NBL nets stake in Pathion as shirt deal flops
Larry Kestelman’s National Basketball League has been forced to take a shareholding in a US renewable energy company.
Larry Kestelman’s National Basketball League has been forced to take a shareholding in a US renewable energy and storage company in an effort to recoup more than $1 million in unpaid sponsorship, after taking court action to wind up its Australian subsidiary.
The highly unusual agreement was struck after the NBL and the Brisbane Bullets basketball club, both owned by rich-lister and property developer Mr Kestelman, were each left $550,000 out of pocket after an Australian subsidiary of US renewable energy company Pathion, headed by a man accused of fraud, failed to pay a cent under a shirt sponsorship deal.
Mr Kestelman, the owner of luxury developer LK Property Group who founded internet and phone company Dodo before it was sold in 2013, owns the NBL and the Bullets.
A Victorian Supreme Court judge this month ordered US-based Pathion’s Australian subsidiary be wound up, after the NBL had applied for the orders following non-payment of sponsorship deals struck in November last year.
Pathion had not sent any legal representation to the hearing.
But after frantic negotiations last week with Pathion’s US-based management, the NBL has agreed to take equity that would ensure it recoups the $1.1m owed once Pathion raises an estimated $US30m ($42m) from private investors. Fundraising documents are set to be lodged with the US Securities and Exchange Commission.
NBL chief executive Jeremy Loeliger told The Australian the move was necessary in order for the league to receive its funds owed. “The local management team was not able to raise sufficient capital to fund the Australian subsidiary and as a result, Pathion Australia was unable to pay NBL or the Brisbane Bullets the full amount of the agreed sponsorship,” Mr Loeliger said.
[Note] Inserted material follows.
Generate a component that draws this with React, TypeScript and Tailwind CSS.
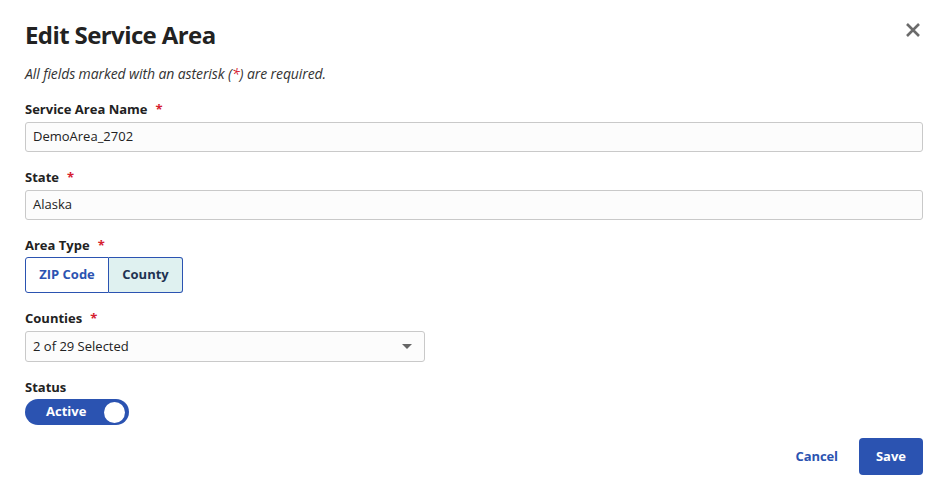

“The parent company has stepped in to offer the NBL a novel approach to settling the matter, which will effectively result in the NBL becoming a shareholder in the US company and discharge Pathion Australia’s debt to the NBL, while also providing the NBL with a continuing investment in US-based Pathion.”
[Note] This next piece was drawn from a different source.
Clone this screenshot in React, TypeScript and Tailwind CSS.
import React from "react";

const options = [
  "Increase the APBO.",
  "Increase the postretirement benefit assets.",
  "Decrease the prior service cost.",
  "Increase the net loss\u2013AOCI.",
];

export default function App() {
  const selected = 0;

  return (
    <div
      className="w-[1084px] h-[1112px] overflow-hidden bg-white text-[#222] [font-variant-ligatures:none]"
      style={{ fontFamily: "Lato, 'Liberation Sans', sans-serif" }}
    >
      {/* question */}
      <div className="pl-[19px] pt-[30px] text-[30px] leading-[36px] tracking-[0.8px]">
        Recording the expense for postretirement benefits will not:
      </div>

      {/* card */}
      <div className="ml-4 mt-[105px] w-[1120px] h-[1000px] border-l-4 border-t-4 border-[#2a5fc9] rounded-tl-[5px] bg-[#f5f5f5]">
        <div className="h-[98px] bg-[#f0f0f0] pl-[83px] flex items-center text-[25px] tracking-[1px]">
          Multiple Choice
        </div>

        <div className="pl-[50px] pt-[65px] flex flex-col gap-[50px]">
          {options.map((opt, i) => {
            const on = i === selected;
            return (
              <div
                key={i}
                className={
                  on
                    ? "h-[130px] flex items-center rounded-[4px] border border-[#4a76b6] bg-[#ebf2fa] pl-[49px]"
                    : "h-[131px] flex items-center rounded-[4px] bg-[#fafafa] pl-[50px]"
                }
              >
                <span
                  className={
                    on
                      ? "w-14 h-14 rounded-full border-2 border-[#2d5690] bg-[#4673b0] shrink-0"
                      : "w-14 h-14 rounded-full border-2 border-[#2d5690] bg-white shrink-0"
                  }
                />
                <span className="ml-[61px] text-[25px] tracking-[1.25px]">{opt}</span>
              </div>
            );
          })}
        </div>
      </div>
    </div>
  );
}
The winding-up order had raised questions about Pathion’s other sponsorship deals with National Basketball League team Adelaide 36ers and Brisbane rugby league team Norths Devils, a feeder team to NRL side the Brisbane Broncos.
But Pathion Australia director Craig William Froome said the company had not breached its sponsorship contract with the Devils and got the 36ers deal for nothing as part of a package deal with Mr Kestelman’s NBL.
He told The Australian that although he was a director of the local company “everything gets paid out of the US”.
“There was some money paid to the NBL and it was paid out of the US,” Mr Froome said.
According to a sponsorship agreement filed with the court by the NBL, Pathion failed to pay $550,000 (including GST) for the shirt rights to the 2017-18 season for the Bullets, payable in equal instalments from December last year to April this year.
An additional $600,000 was to be paid for the upcoming season, with a $5000-a-game bonus if the side reached the playoffs.
But Mr Froome said the sponsorship deal had been varied and the payments for the 2017-18 series were only about eight weeks late.
“There’ve been many modifications to that, which have been agreed between the parties,” he said.
He said he expected fraud charges laid against him last year after a Queensland Crime and Corruption Commission investigation into his time at the University of Queensland would be dropped when the case returned to court on September 17.
Mr Froome was charged with fraudulently using a travel card in 2015 and forging an invoice “with intent to defraud” the following year.
“My signature appeared on two documents and even when the police interviewed me they didn’t believe it was my signature,” he said.
He said the travel card allegations were “dead and buried”.
“It was approved travel and they complained about it, and we repaid,” he said.